Crédits: Ben Mills
Ces derniers temps, nous entendons souvent parler de la chloroquine – en bien ou en mal – comme traitement contre les coronavirus, sans savoir précisément d’où vient cette molécule. Il s’agit tout simplement de la quinine, qui est extraite du quinquina, un arbuste bien connu des populations des montagnes bordant la forêt amazonienne. Cet arbre qui peut atteindre 20 mètres de haut pousse dans les forêts humides situées entre 1 300 et 2 900 mètres d’altitude. Il appartient à la famille des Rubiacées. Son écorce de couleur rougeâtre est utilisée depuis des siècles par ces populations pour soigner fièvres, douleurs, diarrhées ou cicatrices, entre autres. La quinine est un alcaloïde antipyrétique, antipaludéen et analgésique.
Le quinquina figure sur le blason du drapeau péruvien : une décision du libérateur Simon Bolivar en 1825, en l’honneur de ses vertus médicinales. Il est également cité dans toutes les créations littéraires de l’époque coloniale et post-coloniale. Avec l’arrivée des Jésuites, la quinine a été reconnue dans le monde entier, et l’on commença à l’envoyer et à l’utiliser en Europe.
Cette espèce fut d’abord nommée cinchona au Pérou, après que l’écorce du quinquina ait sauvé la vie de la comtesse de Chinchón, épouse du vice-roi Luis Jerónimo de Cabrera y Bobadilla (1629-1639), quatrième comte de Chinchón. Elle est connue sous ce nom depuis le milieu du XVIIIe siècle.
En 1649, Louis XIV est soulagé d’une forte fièvre grâce à la poudre des Jésuites. Ce sera ensuite son fils, Le Grand Dauphin, que l’on guérira grâce à cette poudre. Louis XIV fait alors publier un document relatif à ce traitement par l’apothicaire de la cour.
Crédits: Créative Commun
En 1735, l’Académie royale des sciences de France envoie une expédition scientifique au Pérou afin de mesurer l’arc de méridien ; le médecin naturaliste Joseph Jussieu est à cette occasion chargé de la description de l’arbre à quinine. Ces mémoires ont été publiées par l’Académie en 1738 :
En voici un extrait : « La meilleure quinine, du moins la plus connue, est récoltée dans la montagne de Cajanuma, située à environ deux lieues et demie au sud de Loxa, d’où est parti le premier envoi vers l’Europe. On distingue couramment trois espèces de quinine, bien que d’aucuns en dénombrent quatre : la blanche, la jaune et la rouge. Je me suis laissé dire à Loxa que ces trois espèces ont d’inégales vertus : la blanche n’en a presque aucune, tandis que la rouge est meilleure que la jaune.

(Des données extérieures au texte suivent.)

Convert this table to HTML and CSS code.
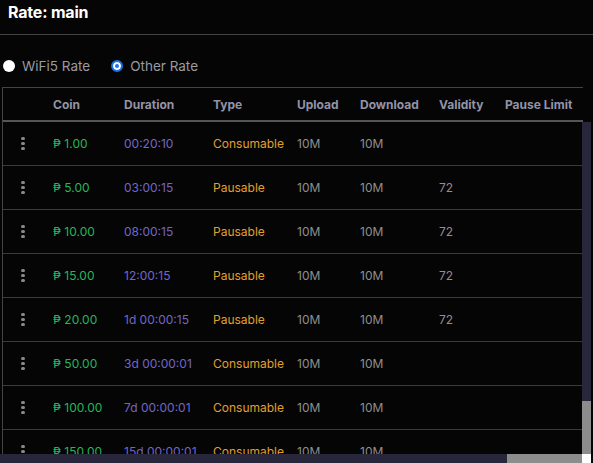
FILE: index.html
```html
<!DOCTYPE html>
<html lang="en">
<head>
  <meta charset="UTF-8">
  <meta name="viewport" content="width=device-width, initial-scale=1.0">
  <title>Rate: main</title>
  <link rel="stylesheet" href="styles.css">
</head>
<body>
  <div id="header">Rate: main</div>

  <div id="rate-type">
    <label class="radio"><input type="radio" name="ratetype" value="wifi5"> WiFi5 Rate</label>
    <label class="radio"><input type="radio" name="ratetype" value="other" checked> Other Rate</label>
  </div>

  <div id="rates">
    <div class="rates-head row">
      <span></span>
      <span>Coin</span>
      <span>Duration</span>
      <span>Type</span>
      <span>Upload</span>
      <span>Download</span>
      <span>Validity</span>
      <span>Pause Limit</span>
    </div>
    <div class="rates-body">
      <div class="rates-view">
        <div class="rates-clip">
          <div class="rates-list">
            <div class="row">
              <span class="menu"><i></i><i></i><i></i></span>
              <span class="coin">₱ 1.00</span>
              <span class="duration">00:20:10</span>
              <span class="type">Consumable</span>
              <span>10M</span>
              <span>10M</span>
              <span></span>
              <span></span>
            </div>
            <div class="row">
              <span class="menu"><i></i><i></i><i></i></span>
              <span class="coin">₱ 5.00</span>
              <span class="duration">03:00:15</span>
              <span class="type">Pausable</span>
              <span>10M</span>
              <span>10M</span>
              <span>72</span>
              <span></span>
            </div>
            <div class="row">
              <span class="menu"><i></i><i></i><i></i></span>
              <span class="coin">₱ 10.00</span>
              <span class="duration">08:00:15</span>
              <span class="type">Pausable</span>
              <span>10M</span>
              <span>10M</span>
              <span>72</span>
              <span></span>
            </div>
            <div class="row">
              <span class="menu"><i></i><i></i><i></i></span>
              <span class="coin">₱ 15.00</span>
              <span class="duration">12:00:15</span>
              <span class="type">Pausable</span>
              <span>10M</span>
              <span>10M</span>
              <span>72</span>
              <span></span>
            </div>
            <div class="row">
              <span class="menu"><i></i><i></i><i></i></span>
              <span class="coin">₱ 20.00</span>
              <span class="duration">1d 00:00:15</span>
              <span class="type">Pausable</span>
              <span>10M</span>
              <span>10M</span>
              <span>72</span>
              <span></span>
            </div>
            <div class="row">
              <span class="menu"><i></i><i></i><i></i></span>
              <span class="coin">₱ 50.00</span>
              <span class="duration">3d 00:00:01</span>
              <span class="type">Consumable</span>
              <span>10M</span>
              <span>10M</span>
              <span></span>
              <span></span>
            </div>
            <div class="row">
              <span class="menu"><i></i><i></i><i></i></span>
              <span class="coin">₱ 100.00</span>
              <span class="duration">7d 00:00:01</span>
              <span class="type">Consumable</span>
              <span>10M</span>
              <span>10M</span>
              <span></span>
              <span></span>
            </div>
            <div class="row">
              <span class="menu"><i></i><i></i><i></i></span>
              <span class="coin">₱ 150.00</span>
              <span class="duration">15d 00:00:01</span>
              <span class="type">Consumable</span>
              <span>10M</span>
              <span>10M</span>
              <span></span>
              <span></span>
            </div>
          </div>
        </div>
        <div class="vbar"><div class="thumb"></div></div>
      </div>
      <div class="hbar-row">
        <div class="hbar"><div class="thumb"></div></div>
        <div class="corner"></div>
      </div>
    </div>
  </div>
</body>
</html>
```

FILE: styles.css
```css
body {
  margin: 0;
  padding: 0;
  font-family: Inter, "Noto Sans", Arial, sans-serif;
  background-color: #050505;
  color: #8f8f8f;
  overflow: hidden;
}

#header {
  color: #fff;
  font-size: 16px;
  font-weight: 700;
  letter-spacing: -0.2px;
  padding: 3px 8px 0;
  height: 31px;
  line-height: 18px;
  border-bottom: 1px solid #444;
}

#rate-type {
  display: flex;
  gap: 21px;
  padding: 22px 0 0 3px;
  height: 30px;
  font-size: 13.5px;
  color: #9a9aa2;
}

.radio {
  display: flex;
  align-items: center;
  gap: 7px;
  height: 18px;
}

.radio input {
  appearance: none;
  margin: 0;
  width: 12px;
  height: 12px;
  border-radius: 50%;
  background-color: #fff;
}

.radio input:checked {
  background-color: #1a73e8;
  border: 2px solid #1a73e8;
  box-shadow: inset 0 0 0 2px #fff;
}

#rates {
  width: 591px;
}

.row {
  display: grid;
  grid-template-columns: 50px 71px 89px 84px 63px 79px 66px 165px;
  align-items: center;
  font-size: 12px;
}

.rates-head {
  margin-left: 2px;
  width: 580px;
  height: 32px;
  border-top: 1px solid #444;
  border-left: 1px solid #444;
  border-bottom: 2px solid #555;
  color: #9393a8;
  font-weight: 700;
  overflow: hidden;
}

.rates-body {
  display: flex;
  flex-direction: column;
  height: 342px;
}

.rates-view {
  display: flex;
  height: 332px;
}

.rates-clip {
  flex: 1;
  overflow: hidden;
}

.vbar {
  width: 9px;
  background-color: #8c8c8c;
}

.vbar .thumb {
  height: 279px;
  background-color: #28263a;
}

.hbar-row {
  display: flex;
  height: 10px;
}

.hbar {
  flex: 1;
  background-color: #8c8c8c;
}

.hbar .thumb {
  width: 507px;
  height: 100%;
  background-color: #28263a;
}

.corner {
  width: 9px;
  background-color: #fff;
}

.rates-list {
  margin-left: 2px;
  width: 667px;
  border-left: 1px solid #444;
}

.rates-list .row {
  height: 43px;
  border-bottom: 1px solid #3a3a3a;
}

.menu {
  display: flex;
  flex-direction: column;
  align-items: center;
  gap: 1.5px;
  width: 40px;
}

.menu i {
  display: block;
  width: 3.5px;
  height: 3.5px;
  border-radius: 50%;
  background-color: #8a8a8a;
}

.coin {
  color: #22b85a;
}

.duration {
  color: #7366c9;
}

.type {
  color: #e0a02a;
}
```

Pour cette opération [le ramassage de l’écorce], on utilise un couteau ordinaire, en tenant la lame à deux mains. L’ouvrier coupe l’écorce sur la partie la plus haute qu’il peut atteindre, et pousse le plus bas possible, de tout son poids… L’écorce, une fois retirée, doit être placée au soleil pendant plusieurs jours ; elle ne doit pas être emballée pour être bien conservée, et ce, jusqu’à ce qu’elle ait perdu toute son humidité… ».
Crédits: Créative Commun
La quinine est également un ingrédient des eaux toniques et de l’Angostura, qui sont utilisés pour préparer le pisco sour, le cocktail national du Pérou.
Les colons du monde entier l’utilisaient comme remède contre la malaria pour leurs esclaves et les gardes qui les surveillaient.
L’arbre était en voie de disparition, mais les laboratoires ont réussi à extraire la molécule de la quinine et à la fabriquer de manière industrielle : la chloroquine.
Le professeur Didier Raoult l’utilise pour le traitement de ses patients atteints de la Covid 19 avec d’excellents résultats ; il a cependant été contesté par les organes scientifiques des laboratoires pharmaceutiques. Ce remède est aujourd’hui massivement utilisé dans le monde entier en traitement contre le paludisme, sans risque aucun.